Yes we act like Vincent has pooped gold to make him feel like pooping outside is the best thing ever! Although now he know he'll get a treat afterwards so either sits at our feet or the fridge until he gets one!


----------



## Lauramegan (Sep 12, 2011)

These are all really helpful. Of course will keep at it and look into some reading material!
I just hate walking around and finding a poo here and there and a wee patch in all sorts of places! Especially with a baby crawling around!!


----------



## Casper (Jul 16, 2011)

We also got cookie on Friday, he's 8 weeks. He sleeps in his crate in the kitchen at nights, his crate is quite large with room for his bed at one end and news paper at the other. The first two nights I put him in at 11.30pm, I'm usually in bed for no later than 10 myself as my daughter gets up around 6 every morning so im finding it hard to stay up!! He eventually settled after 15min of crying and slept until around 5.30-6am with only a little wee on the newspaper,last night he went in his crate with no crying and slept again until 6 and was clean! Through the day I have the back door into the garden constantly open and take him out into the garden every half hour or when he's woke up, finished playing, after his dinner etc. I think I even ate my breakfast out in the garden yesterday!! He does still have the odd wee in the house if I'm not quick enough and when this happens I say NO and take him outside. He's never done a poo yet inside. Hopefully he does catch onto it quickly as I would like my cream carpets cleaned for Christmas!!lol


----------



## Pollypiglet (Oct 22, 2011)

Bet you have really had fun today with this awful weather! I really should try and get a puppy in the spring next time.


----------



## Casper (Jul 16, 2011)

Pollypiglet said:


> Bet you have really had fun today with this awful weather! I really should try and get a puppy in the spring next time.

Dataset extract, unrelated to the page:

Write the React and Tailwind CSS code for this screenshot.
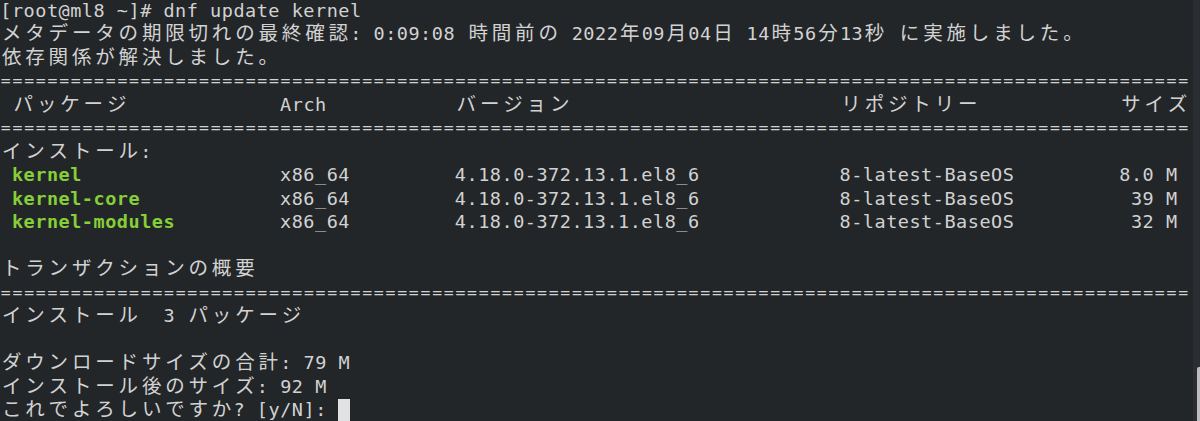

Lol yes now I understand why my mum said I was getting a puppy at the wrong time of year!!!


----------



## Fifi (Aug 11, 2011)

We've had Gaia for nearly four weeks now and I've spent more time in the garden in that time than I did all the summer! My neighbours must think I'm mad, following her around saying tiddles, tiddles. However I gave her a treat before she'd even finished and although we still have an occasional accident she does sit at the door to go out. She is caged at night and has never messed in there, I realise how lucky we are


----------